• _TASK PROMPT_
Scan the listing that follows and report how many lines contain "html". Write the number alone.

* * * * * * *

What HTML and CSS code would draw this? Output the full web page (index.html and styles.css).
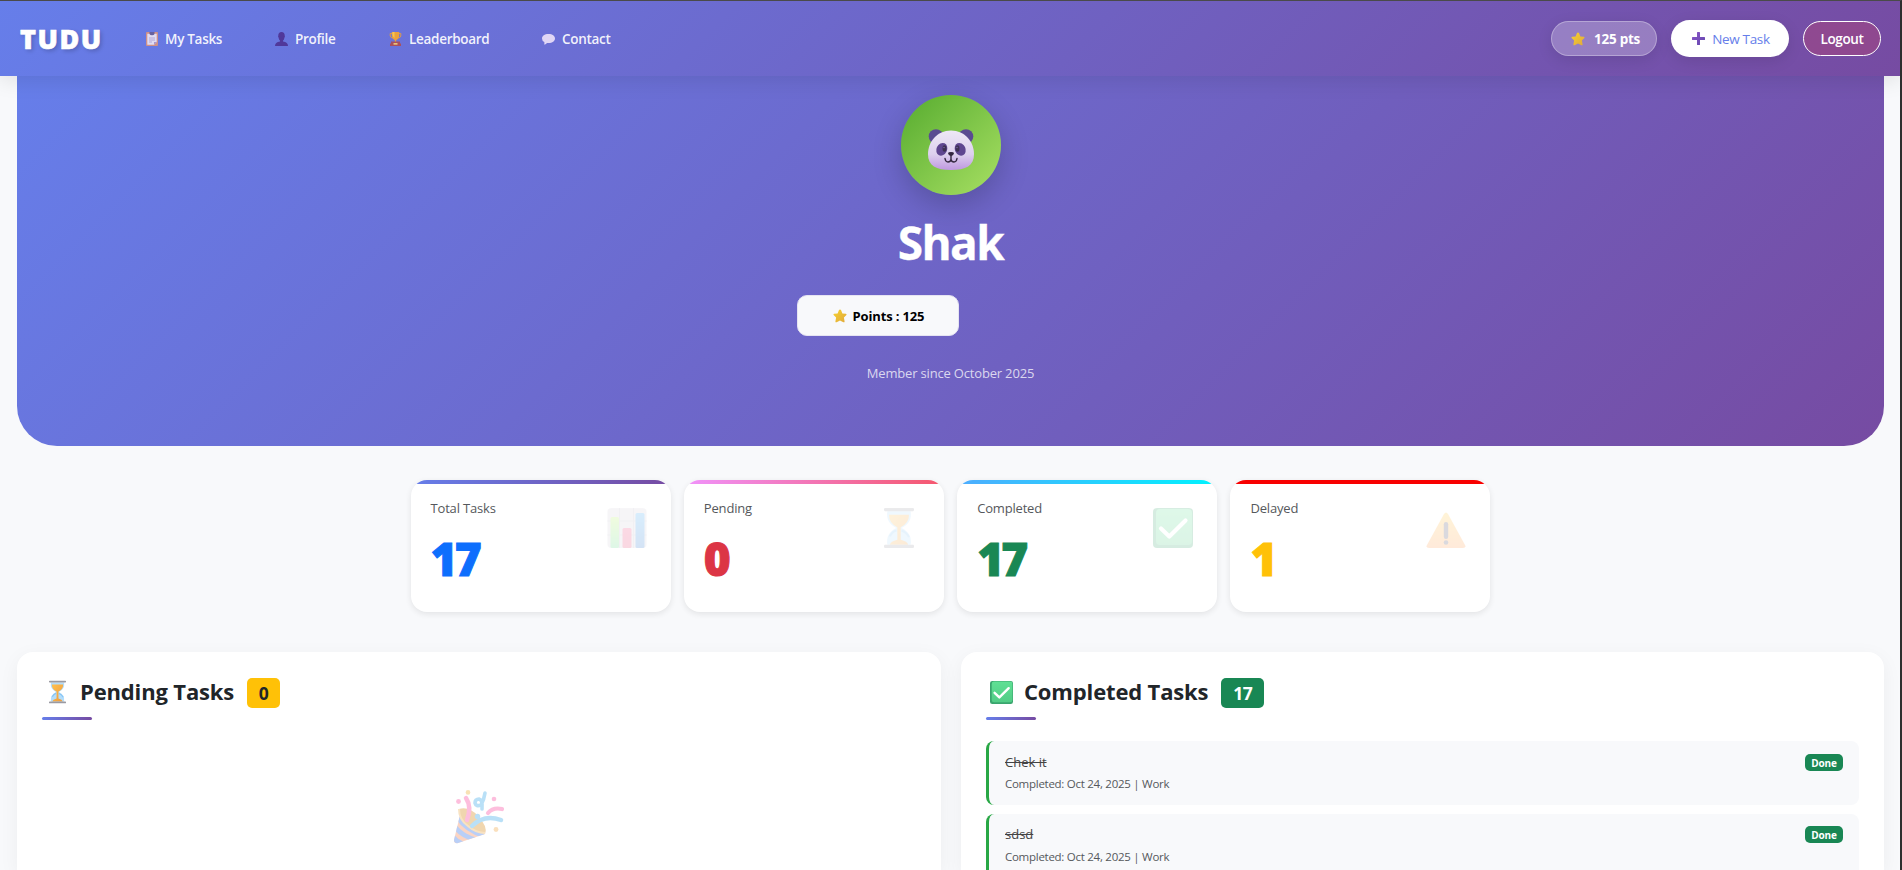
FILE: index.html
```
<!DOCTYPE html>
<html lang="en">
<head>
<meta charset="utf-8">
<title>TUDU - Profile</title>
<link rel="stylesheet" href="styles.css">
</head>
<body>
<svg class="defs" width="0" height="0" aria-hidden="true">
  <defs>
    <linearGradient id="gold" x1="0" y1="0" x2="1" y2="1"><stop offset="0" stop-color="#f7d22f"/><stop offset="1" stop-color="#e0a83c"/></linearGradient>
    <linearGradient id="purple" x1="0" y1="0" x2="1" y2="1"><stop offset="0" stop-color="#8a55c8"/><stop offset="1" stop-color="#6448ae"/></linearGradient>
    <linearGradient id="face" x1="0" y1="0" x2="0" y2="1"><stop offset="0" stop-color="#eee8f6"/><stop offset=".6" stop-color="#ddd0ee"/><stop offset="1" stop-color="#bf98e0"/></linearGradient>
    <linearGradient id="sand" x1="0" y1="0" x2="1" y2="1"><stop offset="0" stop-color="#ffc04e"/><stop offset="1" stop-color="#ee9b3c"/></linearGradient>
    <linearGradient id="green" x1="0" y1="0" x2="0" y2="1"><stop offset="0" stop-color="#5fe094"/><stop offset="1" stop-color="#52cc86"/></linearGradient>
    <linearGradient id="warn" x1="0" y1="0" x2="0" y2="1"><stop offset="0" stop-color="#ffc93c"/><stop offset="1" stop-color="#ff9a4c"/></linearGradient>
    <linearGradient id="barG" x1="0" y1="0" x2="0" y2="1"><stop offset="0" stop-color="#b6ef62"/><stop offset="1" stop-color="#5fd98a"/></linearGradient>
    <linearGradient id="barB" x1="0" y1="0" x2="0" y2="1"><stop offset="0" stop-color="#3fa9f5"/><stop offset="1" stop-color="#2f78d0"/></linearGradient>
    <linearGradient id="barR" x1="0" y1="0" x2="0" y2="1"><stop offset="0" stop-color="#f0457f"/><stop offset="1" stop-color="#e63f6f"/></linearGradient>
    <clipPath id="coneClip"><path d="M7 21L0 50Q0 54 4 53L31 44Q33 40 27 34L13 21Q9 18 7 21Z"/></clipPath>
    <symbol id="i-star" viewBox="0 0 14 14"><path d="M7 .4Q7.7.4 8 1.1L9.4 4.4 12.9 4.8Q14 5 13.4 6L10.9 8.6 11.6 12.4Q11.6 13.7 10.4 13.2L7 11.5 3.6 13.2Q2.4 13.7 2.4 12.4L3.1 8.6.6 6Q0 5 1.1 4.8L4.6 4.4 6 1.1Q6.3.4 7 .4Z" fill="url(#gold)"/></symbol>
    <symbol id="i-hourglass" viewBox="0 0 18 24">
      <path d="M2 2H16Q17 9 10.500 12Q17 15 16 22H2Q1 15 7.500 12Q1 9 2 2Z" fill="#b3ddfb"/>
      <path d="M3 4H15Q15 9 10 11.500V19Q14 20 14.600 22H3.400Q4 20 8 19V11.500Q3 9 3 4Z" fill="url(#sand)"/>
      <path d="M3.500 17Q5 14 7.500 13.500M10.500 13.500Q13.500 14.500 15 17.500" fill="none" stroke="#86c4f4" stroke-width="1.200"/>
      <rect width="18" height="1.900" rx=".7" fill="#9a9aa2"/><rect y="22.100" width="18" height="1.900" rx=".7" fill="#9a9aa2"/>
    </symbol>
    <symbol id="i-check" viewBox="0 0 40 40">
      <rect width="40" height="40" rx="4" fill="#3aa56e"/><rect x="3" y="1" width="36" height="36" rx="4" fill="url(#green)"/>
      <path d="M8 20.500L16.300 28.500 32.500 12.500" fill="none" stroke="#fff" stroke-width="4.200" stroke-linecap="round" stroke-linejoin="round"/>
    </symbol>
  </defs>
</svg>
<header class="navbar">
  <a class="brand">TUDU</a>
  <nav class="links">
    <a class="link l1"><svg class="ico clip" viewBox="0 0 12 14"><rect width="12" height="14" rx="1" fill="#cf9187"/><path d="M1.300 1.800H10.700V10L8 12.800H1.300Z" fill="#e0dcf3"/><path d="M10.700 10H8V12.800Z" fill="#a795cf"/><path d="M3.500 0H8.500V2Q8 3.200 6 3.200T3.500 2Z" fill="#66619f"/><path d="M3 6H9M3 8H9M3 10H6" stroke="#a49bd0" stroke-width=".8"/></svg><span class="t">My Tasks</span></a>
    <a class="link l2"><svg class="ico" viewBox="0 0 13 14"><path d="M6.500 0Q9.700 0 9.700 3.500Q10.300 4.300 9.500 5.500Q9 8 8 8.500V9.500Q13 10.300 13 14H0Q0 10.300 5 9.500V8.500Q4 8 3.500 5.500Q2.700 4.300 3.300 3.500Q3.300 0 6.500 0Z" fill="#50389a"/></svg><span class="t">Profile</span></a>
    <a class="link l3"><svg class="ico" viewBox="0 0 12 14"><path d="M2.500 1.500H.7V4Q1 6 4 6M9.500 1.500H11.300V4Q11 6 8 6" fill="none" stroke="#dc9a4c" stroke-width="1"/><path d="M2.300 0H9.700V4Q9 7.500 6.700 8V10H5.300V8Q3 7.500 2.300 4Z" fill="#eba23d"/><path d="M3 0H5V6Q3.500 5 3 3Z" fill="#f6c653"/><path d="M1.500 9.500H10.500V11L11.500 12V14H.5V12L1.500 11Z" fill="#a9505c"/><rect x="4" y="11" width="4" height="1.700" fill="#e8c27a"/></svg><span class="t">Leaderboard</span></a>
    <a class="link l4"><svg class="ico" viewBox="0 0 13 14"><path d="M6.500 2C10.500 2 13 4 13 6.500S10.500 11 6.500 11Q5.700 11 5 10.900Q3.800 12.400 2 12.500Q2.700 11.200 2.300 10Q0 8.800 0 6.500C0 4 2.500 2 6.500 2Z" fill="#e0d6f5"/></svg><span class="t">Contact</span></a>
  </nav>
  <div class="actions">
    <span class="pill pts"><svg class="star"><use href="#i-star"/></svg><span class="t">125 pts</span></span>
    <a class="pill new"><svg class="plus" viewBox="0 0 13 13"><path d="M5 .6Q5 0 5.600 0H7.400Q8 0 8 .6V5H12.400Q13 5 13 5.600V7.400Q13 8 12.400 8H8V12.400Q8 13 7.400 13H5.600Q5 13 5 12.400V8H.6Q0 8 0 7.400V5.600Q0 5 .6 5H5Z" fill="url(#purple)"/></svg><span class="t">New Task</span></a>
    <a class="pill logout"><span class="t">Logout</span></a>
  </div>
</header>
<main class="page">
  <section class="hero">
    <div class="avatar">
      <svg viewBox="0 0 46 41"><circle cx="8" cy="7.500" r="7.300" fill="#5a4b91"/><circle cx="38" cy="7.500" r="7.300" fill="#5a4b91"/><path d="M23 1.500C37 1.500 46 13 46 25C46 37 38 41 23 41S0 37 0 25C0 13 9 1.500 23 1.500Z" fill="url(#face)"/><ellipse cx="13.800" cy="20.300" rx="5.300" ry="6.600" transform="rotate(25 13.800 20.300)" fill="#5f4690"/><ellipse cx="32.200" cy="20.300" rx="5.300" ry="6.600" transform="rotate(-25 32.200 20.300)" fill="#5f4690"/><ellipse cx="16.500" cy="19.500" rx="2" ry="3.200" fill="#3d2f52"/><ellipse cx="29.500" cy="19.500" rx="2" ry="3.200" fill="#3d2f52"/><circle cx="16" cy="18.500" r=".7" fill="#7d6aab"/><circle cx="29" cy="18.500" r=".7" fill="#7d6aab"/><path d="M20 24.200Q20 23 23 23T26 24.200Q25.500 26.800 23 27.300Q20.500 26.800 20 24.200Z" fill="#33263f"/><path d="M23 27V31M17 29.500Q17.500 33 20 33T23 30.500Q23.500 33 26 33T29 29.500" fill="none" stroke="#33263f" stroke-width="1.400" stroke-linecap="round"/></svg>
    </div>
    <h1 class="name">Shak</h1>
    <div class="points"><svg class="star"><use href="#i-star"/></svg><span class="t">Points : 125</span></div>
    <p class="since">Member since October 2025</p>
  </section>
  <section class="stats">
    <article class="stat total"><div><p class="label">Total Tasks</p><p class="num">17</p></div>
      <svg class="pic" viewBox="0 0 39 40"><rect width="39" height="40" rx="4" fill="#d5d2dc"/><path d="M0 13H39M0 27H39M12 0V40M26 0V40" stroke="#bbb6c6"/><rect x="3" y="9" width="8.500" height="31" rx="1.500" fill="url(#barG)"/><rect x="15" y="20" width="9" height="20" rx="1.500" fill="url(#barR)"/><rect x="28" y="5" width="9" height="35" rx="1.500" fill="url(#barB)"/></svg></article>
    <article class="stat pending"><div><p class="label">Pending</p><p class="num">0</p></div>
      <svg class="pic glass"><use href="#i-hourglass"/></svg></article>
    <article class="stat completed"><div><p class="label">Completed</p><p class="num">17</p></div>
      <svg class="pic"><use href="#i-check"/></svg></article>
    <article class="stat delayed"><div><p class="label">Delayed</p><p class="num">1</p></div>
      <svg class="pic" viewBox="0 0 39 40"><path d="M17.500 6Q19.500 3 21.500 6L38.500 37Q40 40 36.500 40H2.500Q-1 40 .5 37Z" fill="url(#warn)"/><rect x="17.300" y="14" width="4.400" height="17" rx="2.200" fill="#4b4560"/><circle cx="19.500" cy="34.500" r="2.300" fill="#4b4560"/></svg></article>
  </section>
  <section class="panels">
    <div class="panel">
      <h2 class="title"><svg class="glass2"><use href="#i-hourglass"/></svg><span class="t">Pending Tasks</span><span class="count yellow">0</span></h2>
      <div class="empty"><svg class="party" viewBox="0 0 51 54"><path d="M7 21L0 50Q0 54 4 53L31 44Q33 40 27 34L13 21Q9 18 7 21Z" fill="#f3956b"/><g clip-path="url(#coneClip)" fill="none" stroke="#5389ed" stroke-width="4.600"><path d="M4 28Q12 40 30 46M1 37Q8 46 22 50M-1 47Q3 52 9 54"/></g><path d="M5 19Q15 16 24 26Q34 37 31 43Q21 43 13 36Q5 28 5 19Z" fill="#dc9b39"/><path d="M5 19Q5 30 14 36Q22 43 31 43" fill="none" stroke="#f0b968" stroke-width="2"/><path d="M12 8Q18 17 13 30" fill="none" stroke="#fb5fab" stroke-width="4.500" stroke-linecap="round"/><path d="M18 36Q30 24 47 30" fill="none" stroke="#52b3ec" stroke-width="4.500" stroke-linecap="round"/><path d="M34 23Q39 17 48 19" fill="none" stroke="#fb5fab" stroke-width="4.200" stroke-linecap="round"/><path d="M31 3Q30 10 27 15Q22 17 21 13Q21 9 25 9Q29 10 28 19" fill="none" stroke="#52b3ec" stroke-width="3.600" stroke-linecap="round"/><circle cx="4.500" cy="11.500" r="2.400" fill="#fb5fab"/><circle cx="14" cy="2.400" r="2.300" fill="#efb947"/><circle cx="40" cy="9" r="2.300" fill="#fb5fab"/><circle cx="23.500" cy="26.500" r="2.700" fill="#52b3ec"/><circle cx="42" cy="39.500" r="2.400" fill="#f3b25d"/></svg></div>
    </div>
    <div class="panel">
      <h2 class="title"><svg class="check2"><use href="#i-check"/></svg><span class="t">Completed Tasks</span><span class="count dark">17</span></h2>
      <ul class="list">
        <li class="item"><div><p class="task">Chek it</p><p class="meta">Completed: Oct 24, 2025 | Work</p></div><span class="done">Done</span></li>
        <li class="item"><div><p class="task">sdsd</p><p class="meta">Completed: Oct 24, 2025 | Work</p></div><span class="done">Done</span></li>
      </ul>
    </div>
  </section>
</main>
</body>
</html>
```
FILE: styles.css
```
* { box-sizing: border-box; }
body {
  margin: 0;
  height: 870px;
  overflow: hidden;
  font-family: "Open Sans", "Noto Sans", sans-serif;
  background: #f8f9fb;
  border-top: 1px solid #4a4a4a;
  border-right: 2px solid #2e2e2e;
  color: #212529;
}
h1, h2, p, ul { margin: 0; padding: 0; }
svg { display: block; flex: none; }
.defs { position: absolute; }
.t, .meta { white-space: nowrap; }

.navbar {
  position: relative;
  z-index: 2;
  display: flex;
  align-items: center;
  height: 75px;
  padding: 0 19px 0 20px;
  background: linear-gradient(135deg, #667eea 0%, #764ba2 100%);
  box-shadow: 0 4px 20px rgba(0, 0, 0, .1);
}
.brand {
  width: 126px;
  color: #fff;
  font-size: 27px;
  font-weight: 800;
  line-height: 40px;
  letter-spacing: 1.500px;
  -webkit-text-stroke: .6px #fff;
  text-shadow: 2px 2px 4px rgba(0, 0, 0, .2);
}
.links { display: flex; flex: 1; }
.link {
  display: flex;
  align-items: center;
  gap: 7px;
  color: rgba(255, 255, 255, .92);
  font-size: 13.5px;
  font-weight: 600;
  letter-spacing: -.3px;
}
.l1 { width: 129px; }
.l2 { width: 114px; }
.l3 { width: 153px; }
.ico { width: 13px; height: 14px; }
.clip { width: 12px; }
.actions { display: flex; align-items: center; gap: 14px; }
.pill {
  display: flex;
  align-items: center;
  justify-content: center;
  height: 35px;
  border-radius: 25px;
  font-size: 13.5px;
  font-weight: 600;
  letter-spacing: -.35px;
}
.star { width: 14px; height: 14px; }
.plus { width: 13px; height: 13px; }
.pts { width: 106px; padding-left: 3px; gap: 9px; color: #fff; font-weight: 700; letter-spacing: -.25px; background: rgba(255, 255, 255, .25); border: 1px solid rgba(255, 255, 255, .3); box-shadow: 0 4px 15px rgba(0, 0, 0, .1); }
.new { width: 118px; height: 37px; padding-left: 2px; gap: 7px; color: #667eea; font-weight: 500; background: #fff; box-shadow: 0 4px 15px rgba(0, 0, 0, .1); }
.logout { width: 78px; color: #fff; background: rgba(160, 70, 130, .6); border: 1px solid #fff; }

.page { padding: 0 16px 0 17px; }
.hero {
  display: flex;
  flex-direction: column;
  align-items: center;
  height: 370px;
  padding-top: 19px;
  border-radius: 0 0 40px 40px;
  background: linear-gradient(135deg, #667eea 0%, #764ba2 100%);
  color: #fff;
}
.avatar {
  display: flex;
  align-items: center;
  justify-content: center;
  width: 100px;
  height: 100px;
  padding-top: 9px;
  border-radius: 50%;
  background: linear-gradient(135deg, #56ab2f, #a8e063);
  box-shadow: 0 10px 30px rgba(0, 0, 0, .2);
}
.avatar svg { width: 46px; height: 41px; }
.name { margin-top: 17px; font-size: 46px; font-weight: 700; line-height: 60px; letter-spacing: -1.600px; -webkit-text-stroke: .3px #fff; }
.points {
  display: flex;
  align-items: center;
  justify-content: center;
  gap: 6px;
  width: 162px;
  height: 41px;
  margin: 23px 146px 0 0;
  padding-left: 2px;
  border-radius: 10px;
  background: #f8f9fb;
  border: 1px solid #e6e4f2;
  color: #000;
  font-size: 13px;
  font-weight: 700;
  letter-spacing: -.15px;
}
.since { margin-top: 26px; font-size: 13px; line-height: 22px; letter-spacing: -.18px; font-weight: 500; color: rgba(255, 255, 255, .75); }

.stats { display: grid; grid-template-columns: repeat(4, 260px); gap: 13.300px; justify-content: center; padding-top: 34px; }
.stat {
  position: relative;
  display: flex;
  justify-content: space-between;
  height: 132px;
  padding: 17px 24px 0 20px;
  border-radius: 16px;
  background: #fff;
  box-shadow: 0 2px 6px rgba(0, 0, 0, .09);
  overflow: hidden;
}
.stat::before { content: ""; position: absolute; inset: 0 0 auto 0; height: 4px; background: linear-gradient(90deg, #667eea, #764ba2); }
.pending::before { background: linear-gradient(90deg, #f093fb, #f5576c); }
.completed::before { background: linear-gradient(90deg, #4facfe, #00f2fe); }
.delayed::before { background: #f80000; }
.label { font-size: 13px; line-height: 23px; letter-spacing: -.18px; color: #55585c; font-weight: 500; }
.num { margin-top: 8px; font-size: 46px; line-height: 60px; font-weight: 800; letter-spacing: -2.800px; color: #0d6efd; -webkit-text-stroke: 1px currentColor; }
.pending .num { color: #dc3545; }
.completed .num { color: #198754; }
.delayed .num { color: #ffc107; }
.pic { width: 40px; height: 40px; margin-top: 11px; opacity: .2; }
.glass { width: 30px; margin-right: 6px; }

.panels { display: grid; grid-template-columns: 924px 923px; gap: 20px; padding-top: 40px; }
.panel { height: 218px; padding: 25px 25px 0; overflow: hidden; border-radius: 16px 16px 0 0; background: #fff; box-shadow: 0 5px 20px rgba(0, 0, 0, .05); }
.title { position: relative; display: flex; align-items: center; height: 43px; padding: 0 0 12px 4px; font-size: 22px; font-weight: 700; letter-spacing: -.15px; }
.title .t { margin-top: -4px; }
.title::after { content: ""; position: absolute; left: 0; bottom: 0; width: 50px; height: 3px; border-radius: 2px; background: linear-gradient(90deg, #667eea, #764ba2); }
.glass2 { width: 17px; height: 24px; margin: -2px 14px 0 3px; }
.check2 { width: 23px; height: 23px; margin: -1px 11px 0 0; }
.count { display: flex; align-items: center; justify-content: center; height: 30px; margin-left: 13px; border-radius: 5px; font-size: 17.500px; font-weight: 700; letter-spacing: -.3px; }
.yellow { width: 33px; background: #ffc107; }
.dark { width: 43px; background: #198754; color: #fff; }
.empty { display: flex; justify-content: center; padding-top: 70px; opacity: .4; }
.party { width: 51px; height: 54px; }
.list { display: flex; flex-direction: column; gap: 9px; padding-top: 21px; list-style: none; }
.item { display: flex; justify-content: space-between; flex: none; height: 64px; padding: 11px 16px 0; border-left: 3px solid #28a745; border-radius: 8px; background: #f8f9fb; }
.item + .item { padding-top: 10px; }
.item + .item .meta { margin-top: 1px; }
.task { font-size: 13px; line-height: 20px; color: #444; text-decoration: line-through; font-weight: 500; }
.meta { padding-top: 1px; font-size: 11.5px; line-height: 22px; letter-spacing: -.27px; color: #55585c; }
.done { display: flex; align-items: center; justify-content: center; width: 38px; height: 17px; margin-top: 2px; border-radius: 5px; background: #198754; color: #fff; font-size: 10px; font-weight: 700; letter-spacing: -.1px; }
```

* * * * * * *

• _COMPLETE ANSWER_
5